Requirement:
Take every line from the first down to the line with "const colorFields = ['Stoke" and set it down exactly, without the pictures.

Front-end source files:
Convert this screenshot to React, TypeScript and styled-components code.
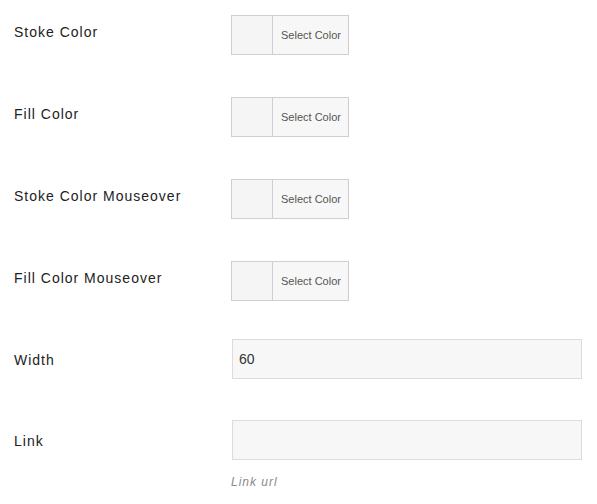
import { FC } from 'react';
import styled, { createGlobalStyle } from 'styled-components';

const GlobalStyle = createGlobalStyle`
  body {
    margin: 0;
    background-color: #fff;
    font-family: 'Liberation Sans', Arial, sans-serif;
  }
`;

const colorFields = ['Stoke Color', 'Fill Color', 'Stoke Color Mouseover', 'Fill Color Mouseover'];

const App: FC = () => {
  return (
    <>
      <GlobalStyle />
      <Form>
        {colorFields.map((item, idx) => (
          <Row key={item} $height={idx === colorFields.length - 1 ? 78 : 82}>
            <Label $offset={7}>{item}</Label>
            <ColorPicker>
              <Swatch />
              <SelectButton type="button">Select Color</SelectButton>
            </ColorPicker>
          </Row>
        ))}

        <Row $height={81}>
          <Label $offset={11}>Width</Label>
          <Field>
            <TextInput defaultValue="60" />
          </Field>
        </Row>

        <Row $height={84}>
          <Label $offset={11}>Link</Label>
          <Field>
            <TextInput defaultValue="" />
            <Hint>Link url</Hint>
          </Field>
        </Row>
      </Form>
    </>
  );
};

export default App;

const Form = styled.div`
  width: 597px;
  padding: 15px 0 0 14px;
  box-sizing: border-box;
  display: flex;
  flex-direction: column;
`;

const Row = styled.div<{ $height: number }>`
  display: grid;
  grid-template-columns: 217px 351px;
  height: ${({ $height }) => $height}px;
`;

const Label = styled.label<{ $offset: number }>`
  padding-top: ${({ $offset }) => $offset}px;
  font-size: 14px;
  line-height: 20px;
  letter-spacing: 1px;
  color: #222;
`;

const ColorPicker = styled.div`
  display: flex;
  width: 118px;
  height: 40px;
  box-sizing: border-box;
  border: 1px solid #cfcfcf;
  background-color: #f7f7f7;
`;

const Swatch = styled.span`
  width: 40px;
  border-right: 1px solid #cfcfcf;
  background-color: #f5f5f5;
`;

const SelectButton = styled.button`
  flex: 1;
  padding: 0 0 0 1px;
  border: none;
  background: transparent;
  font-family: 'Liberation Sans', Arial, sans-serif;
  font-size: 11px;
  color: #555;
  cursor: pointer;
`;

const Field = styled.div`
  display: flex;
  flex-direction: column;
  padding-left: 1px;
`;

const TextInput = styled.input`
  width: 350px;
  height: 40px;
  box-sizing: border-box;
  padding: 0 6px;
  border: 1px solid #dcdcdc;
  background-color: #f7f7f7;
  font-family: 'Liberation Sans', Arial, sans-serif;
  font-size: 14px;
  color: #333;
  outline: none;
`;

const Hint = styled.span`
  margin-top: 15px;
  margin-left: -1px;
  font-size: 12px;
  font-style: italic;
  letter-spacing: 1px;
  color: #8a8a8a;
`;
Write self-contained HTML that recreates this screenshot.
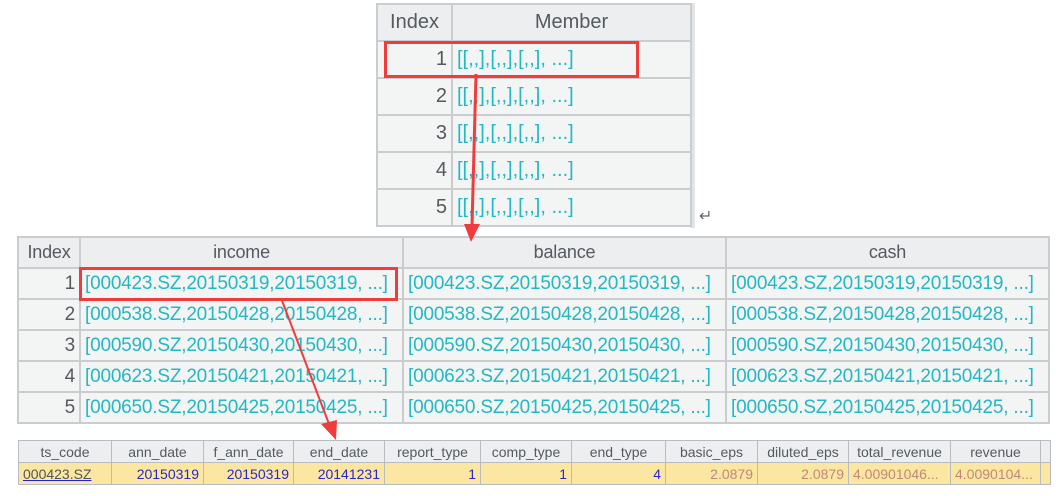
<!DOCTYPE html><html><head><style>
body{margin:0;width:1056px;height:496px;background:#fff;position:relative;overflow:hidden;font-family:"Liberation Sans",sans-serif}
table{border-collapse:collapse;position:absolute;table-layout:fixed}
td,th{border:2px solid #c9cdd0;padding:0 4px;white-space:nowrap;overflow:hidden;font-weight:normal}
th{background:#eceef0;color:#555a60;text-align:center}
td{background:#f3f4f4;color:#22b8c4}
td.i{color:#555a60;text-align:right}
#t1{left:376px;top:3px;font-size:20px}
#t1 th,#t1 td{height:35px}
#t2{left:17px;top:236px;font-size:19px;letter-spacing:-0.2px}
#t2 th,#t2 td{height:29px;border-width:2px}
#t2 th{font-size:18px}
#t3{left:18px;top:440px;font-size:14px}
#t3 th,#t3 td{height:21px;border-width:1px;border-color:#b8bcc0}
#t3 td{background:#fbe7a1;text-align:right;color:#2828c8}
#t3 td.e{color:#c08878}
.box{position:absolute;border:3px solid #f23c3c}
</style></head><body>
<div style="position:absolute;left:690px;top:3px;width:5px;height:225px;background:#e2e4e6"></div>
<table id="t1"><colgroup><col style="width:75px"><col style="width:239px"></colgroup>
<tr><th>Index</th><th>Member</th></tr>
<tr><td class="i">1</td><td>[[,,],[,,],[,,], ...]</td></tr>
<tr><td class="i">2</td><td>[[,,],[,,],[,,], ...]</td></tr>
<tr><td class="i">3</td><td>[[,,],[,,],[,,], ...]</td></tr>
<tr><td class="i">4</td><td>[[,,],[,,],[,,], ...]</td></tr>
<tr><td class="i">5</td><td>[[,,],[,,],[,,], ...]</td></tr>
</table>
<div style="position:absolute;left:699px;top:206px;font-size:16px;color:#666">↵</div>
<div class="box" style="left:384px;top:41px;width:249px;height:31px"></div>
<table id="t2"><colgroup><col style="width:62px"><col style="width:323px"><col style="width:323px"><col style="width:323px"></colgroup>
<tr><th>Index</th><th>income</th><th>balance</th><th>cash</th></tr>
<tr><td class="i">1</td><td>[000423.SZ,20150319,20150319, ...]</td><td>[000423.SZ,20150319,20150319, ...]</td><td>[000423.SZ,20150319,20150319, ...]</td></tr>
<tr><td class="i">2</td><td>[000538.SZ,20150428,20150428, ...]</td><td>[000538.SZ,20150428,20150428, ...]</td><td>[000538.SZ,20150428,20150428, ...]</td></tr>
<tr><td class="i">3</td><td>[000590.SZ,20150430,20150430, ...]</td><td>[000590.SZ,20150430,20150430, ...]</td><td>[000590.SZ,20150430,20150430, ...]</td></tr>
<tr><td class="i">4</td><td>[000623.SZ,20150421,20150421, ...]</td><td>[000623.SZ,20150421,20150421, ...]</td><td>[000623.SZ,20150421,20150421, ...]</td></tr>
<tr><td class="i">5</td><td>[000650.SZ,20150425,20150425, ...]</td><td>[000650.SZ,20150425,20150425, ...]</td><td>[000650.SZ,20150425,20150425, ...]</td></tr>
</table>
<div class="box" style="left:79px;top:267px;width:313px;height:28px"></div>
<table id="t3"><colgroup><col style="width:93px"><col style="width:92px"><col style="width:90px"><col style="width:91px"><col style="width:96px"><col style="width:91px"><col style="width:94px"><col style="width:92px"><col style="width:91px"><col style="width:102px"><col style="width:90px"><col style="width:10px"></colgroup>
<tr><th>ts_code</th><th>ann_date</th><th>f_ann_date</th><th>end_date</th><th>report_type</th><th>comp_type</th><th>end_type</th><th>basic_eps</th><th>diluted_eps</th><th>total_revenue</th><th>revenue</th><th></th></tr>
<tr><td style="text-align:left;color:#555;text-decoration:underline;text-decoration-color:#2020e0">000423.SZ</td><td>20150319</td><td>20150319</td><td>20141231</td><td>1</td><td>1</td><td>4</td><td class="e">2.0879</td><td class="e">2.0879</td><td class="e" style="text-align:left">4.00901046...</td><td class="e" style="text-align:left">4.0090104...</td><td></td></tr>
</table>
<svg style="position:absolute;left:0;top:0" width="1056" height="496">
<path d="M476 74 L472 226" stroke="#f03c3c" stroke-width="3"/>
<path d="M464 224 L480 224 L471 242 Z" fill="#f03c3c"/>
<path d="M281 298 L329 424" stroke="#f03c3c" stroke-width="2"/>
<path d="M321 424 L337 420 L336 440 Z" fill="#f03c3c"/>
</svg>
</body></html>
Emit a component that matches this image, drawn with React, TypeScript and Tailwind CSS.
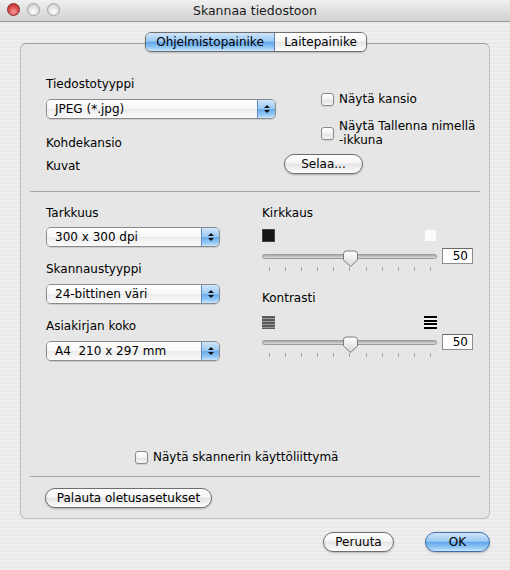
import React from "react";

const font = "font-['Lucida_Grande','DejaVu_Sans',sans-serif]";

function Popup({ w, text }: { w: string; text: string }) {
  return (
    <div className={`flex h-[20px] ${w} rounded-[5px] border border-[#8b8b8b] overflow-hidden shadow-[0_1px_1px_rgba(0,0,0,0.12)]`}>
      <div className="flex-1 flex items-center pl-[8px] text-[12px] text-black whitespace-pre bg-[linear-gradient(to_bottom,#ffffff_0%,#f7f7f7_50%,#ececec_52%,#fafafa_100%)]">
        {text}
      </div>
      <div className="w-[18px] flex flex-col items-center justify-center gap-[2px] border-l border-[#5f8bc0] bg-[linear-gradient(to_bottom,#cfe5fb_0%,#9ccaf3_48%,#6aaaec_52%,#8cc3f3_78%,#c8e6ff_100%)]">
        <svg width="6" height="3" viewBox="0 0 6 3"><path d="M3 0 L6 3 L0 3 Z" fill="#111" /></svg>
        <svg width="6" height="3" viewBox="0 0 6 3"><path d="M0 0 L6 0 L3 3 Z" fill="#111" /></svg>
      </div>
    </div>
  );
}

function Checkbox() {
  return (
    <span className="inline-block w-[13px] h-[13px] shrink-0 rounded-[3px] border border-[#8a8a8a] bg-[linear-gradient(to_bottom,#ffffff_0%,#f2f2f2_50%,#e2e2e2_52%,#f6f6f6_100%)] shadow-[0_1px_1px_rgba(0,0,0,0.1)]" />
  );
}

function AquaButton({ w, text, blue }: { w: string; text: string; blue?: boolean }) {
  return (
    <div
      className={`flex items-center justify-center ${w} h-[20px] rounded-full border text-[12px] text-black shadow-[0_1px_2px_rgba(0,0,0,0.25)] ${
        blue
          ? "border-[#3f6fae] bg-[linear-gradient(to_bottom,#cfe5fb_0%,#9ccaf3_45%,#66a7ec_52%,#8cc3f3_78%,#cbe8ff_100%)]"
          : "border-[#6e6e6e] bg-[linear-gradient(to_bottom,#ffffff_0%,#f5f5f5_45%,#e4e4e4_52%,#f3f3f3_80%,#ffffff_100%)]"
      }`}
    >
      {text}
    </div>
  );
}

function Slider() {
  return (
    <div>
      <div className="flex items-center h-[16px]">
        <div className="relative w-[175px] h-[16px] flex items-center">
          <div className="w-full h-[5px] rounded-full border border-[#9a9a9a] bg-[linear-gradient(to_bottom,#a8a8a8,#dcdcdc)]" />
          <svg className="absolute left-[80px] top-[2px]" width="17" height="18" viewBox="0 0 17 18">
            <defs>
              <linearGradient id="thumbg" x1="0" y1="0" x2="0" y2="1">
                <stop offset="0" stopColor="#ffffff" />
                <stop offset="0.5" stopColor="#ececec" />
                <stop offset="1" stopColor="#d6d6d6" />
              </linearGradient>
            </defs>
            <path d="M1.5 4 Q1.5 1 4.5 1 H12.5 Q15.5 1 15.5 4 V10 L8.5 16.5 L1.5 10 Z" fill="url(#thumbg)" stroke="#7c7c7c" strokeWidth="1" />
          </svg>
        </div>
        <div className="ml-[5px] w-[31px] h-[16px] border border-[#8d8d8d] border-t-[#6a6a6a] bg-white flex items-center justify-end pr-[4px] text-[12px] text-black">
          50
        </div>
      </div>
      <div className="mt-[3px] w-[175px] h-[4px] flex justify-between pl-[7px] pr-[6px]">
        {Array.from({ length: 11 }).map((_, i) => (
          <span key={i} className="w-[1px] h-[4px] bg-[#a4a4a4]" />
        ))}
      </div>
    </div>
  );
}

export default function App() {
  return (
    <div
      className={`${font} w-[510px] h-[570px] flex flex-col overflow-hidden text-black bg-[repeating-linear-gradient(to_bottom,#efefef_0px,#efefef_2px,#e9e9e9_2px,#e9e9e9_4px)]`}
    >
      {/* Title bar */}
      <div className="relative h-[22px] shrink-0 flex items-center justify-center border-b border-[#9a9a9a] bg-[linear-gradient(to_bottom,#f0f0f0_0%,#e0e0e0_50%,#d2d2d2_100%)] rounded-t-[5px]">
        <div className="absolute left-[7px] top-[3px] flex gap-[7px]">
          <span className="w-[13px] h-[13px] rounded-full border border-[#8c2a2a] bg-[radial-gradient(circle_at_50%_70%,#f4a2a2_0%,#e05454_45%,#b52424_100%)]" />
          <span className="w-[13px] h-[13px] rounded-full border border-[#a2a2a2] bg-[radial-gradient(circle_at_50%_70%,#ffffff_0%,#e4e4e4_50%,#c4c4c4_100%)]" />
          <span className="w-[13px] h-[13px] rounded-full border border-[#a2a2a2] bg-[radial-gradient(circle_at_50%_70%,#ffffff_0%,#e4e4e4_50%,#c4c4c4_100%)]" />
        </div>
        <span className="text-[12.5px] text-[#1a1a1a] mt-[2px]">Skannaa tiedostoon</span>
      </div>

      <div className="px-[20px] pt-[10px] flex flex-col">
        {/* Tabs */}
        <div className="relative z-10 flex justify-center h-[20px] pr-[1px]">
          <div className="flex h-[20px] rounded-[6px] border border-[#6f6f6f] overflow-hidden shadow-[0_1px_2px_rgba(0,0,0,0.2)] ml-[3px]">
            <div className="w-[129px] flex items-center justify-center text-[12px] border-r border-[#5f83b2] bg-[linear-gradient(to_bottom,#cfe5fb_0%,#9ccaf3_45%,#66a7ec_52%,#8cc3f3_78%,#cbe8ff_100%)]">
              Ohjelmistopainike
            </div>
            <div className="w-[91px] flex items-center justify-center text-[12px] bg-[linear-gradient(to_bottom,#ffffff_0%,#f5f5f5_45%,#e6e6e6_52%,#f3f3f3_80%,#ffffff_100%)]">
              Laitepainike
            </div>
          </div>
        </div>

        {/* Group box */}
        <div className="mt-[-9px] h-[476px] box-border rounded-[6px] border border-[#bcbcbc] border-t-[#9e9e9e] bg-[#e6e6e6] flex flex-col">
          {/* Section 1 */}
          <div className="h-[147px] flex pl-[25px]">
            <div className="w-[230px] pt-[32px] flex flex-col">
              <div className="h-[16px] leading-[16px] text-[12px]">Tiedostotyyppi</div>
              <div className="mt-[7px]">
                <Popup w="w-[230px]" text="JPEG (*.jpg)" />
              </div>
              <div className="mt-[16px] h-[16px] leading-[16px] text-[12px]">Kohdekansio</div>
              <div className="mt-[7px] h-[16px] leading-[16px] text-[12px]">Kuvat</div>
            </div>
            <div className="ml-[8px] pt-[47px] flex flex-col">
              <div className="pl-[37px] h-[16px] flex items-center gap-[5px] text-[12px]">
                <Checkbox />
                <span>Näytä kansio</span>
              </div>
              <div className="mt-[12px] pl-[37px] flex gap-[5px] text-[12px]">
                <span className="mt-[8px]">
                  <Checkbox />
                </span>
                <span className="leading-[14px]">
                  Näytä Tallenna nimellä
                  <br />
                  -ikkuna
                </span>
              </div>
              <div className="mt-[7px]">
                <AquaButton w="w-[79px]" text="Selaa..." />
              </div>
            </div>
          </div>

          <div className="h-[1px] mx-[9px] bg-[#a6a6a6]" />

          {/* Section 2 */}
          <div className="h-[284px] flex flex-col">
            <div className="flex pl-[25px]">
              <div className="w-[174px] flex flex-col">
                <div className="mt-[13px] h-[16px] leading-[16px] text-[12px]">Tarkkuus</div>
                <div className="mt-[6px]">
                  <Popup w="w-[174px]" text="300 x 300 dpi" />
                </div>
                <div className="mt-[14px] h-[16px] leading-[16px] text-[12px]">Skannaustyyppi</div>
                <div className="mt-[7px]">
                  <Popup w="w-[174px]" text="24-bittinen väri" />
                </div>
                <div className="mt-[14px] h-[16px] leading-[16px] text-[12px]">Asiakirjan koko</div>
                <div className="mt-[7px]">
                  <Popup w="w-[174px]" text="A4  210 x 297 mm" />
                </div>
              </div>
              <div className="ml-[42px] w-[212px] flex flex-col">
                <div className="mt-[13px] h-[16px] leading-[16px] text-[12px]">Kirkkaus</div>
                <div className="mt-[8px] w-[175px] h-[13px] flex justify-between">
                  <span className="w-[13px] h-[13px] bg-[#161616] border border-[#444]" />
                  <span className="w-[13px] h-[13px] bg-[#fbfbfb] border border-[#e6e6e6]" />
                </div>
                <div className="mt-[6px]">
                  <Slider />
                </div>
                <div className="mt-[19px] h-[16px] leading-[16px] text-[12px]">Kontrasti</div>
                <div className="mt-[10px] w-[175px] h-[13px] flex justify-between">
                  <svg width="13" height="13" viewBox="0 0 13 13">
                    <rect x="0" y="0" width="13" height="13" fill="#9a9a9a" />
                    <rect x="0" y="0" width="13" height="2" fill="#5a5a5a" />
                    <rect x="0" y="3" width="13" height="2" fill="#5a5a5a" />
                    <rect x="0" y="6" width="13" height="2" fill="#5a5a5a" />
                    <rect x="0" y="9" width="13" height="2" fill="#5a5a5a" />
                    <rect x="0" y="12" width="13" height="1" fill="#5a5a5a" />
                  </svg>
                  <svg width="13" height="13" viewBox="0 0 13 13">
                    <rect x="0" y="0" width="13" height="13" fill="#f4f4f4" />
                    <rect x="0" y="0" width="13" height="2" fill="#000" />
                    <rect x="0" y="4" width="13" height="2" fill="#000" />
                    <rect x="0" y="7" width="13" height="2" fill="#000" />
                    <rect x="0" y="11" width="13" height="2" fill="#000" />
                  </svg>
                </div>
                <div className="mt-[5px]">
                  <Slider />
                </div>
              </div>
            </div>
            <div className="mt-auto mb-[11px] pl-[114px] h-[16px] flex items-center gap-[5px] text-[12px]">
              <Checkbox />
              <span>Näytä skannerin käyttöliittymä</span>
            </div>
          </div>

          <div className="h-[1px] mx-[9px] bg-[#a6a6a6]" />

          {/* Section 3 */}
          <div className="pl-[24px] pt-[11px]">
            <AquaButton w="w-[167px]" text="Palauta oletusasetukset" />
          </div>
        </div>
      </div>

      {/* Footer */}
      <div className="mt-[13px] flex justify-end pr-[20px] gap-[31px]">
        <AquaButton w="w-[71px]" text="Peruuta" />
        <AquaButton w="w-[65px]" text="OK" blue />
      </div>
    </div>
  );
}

Completed task:
Convert this screenshot to React, TypeScript and styled-components code.
import { FC } from 'react';
import styled, { createGlobalStyle } from 'styled-components';

const GlobalStyle = createGlobalStyle`
  body {
    margin: 0;
    background-color: #fff;
    font-family: 'Liberation Sans', Arial, sans-serif;
  }
`;

const colorFields = ['Stoke Color', 'Fill Color', 'Stoke Color Mouseover', 'Fill Color Mouseover'];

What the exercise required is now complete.